While several studies have used ConvLSTMs for video related problems, our contribution of introducing bidirectional temporal encodings and the elementwise max pooling of those encodings facilitates better context-based representations. Hence, our Bidirectional ConvLSTM performs better for more heterogeneous and complex datasets such as the Violent Flows dataset compared to the ConvLSTM architecture [32]. Based on the comparisons in the results section, it is not clear if there is a method that is consistently best. Current commonly used benchmark violence datasets are relatively small (a few hundred videos) compared to traditional deep learning dataset sizes. We anticipate that larger datasets may lead to better comparisons between methods. This may constitute an interesting future course of study.

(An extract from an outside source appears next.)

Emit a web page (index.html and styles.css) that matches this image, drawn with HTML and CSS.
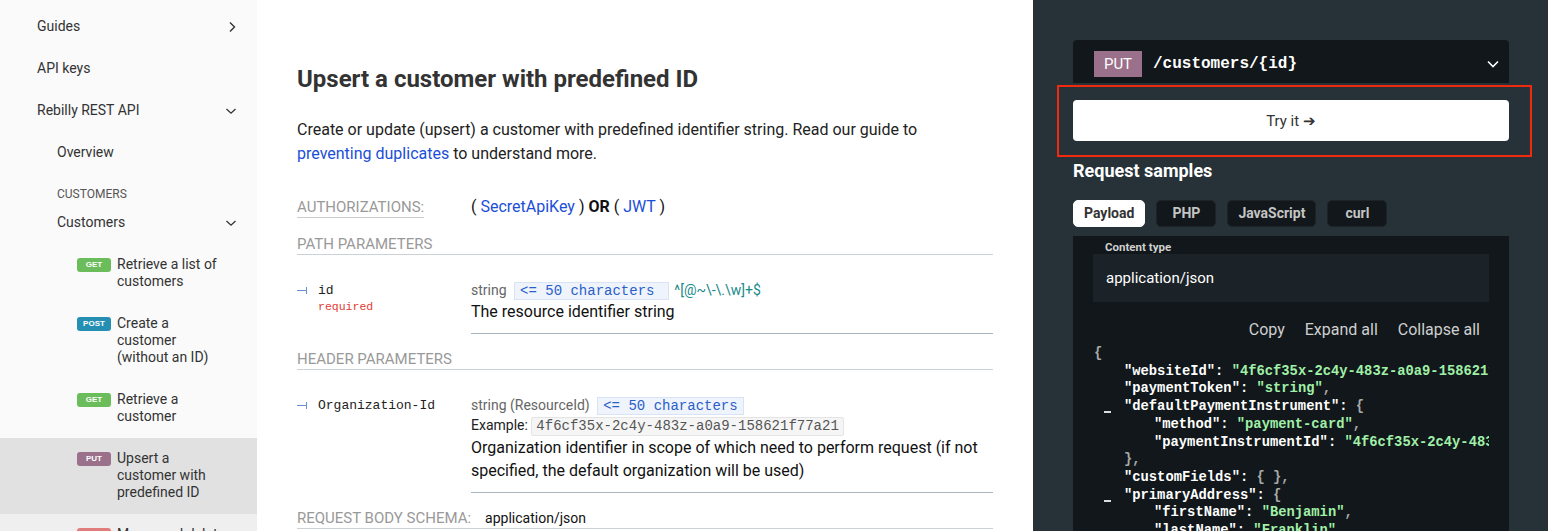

Additionally, we were surprised by the performance of the Spatial Encoder Architecture. Violence detection is a difficult problem, but we speculate that some datasets may be easier than others. Pause a movie or hockey match at just the right frame and it is likely that a human user will be able to tell if a fight scene or brawl is taking place. We hypothesize that the same is true for a neural network. A specific frame may fully encode violence in a video for a particular domain. We speculate that this is why our Spatial Encoder Architecture was able to match state-of-the-art on the Hockey Fights and Movies datasets. For more complex datasets and scenes with rapidly changing violence features, it is important to understand the context of the frame in the whole video, i.e., both the past video trajectory and future video trajectory leading outwards from that frame. This is particularly true for longer or more dynamic videos with greater heterogeneity; the same sequence of frames could go one of several directions in the future. It is for this reason that we believe our novel contributions to the architecture, the ‘Bi’ in the BiConvLSTM and elementwise max pooling, are beneficial to develop better video representations, and we speculate that our architecture may perform well on more dynamic and heterogeneous datasets. We anticipate further investigation into this may lead to fruitful results.